■ Work required: Scan the data below. Pull out each line where "screenshot" occurs.

■ Materials provided:
## START
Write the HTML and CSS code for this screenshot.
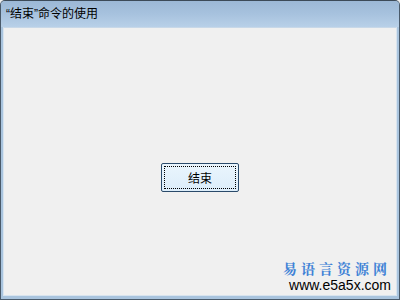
FILE: index.html
```html
<!DOCTYPE html>
<html lang="zh">
<head>
  <meta charset="UTF-8">
  <title>“结束”命令的使用</title>
  <link rel="stylesheet" href="styles.css">
</head>
<body>
  <div class="janela">
    <div class="titulo">“结束”命令的使用</div>
    <div class="cliente">
      <button class="botao"><span class="foco">结束</span></button>
      <div class="marca">
        <div class="marca-nome">易语言资源网</div>
        <div class="marca-url">www.e5a5x.com</div>
      </div>
    </div>
  </div>
</body>
</html>
```

FILE: styles.css
```css
* {
  margin: 0;
  padding: 0;
  box-sizing: border-box;
}

body {
  width: 400px;
  height: 300px;
  overflow: hidden;
  font-family: "Noto Sans CJK SC", "Liberation Sans", sans-serif;
  background: #f0f0f0;
}

.janela {
  width: 400px;
  height: 300px;
  display: flex;
  flex-direction: column;
  border: 1px solid #4a5a6a;
  border-top-color: #3c4a58;
  border-radius: 5px 5px 0 0;
  background: #a9c4de;
  padding: 0 2px 3px 2px;
}

.titulo {
  height: 26px;
  flex-shrink: 0;
  padding-top: 3px;
  padding-left: 5px;
  margin: 0 -2px;
  font-family: "Liberation Sans", "Noto Sans CJK SC", sans-serif;
  font-size: 12px;
  color: #000;
  background: linear-gradient(to bottom, #9cb8d6 0%, #a7c2de 50%, #b8d0e8 100%);
  border-radius: 4px 4px 0 0;
}

.cliente {
  flex: 1;
  position: relative;
  background: #f0f0f0;
  border: 1px solid #d8e4ef;
  border-top-color: #c8d8e8;
  display: flex;
  align-items: flex-start;
  justify-content: center;
  padding-top: 135px;
}

.botao {
  width: 78px;
  height: 29px;
  padding: 2px;
  border: 1px solid #2a4a6a;
  border-radius: 2px;
  background: linear-gradient(to bottom, #eaf5fd 0%, #dcedfa 100%);
  font-family: "Noto Sans CJK SC", sans-serif;
  font-size: 12px;
  color: #000;
}

.foco {
  display: flex;
  align-items: center;
  justify-content: center;
  height: 100%;
  border: 1px dotted #000;
}

.marca {
  position: absolute;
  right: 5px;
  bottom: 2px;
  text-align: right;
}

.marca-nome {
  font-family: "Noto Serif CJK SC", "Noto Sans CJK SC", serif;
  font-size: 14px;
  font-weight: bold;
  color: #3f82d6;
  letter-spacing: 4px;
  line-height: 18px;
}

.marca-url {
  font-family: "Liberation Sans", sans-serif;
  font-size: 14px;
  color: #000;
  line-height: 16px;
}
```
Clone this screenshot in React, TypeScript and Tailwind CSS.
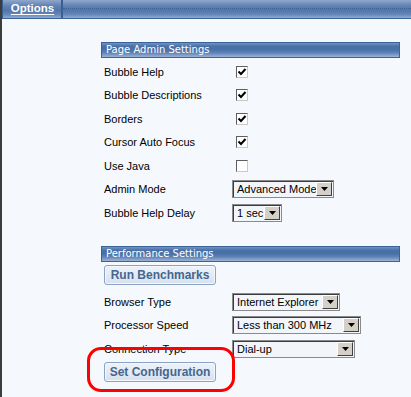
## END
■ Finished exercise:
Write the HTML and CSS code for this screenshot.
Clone this screenshot in React, TypeScript and Tailwind CSS.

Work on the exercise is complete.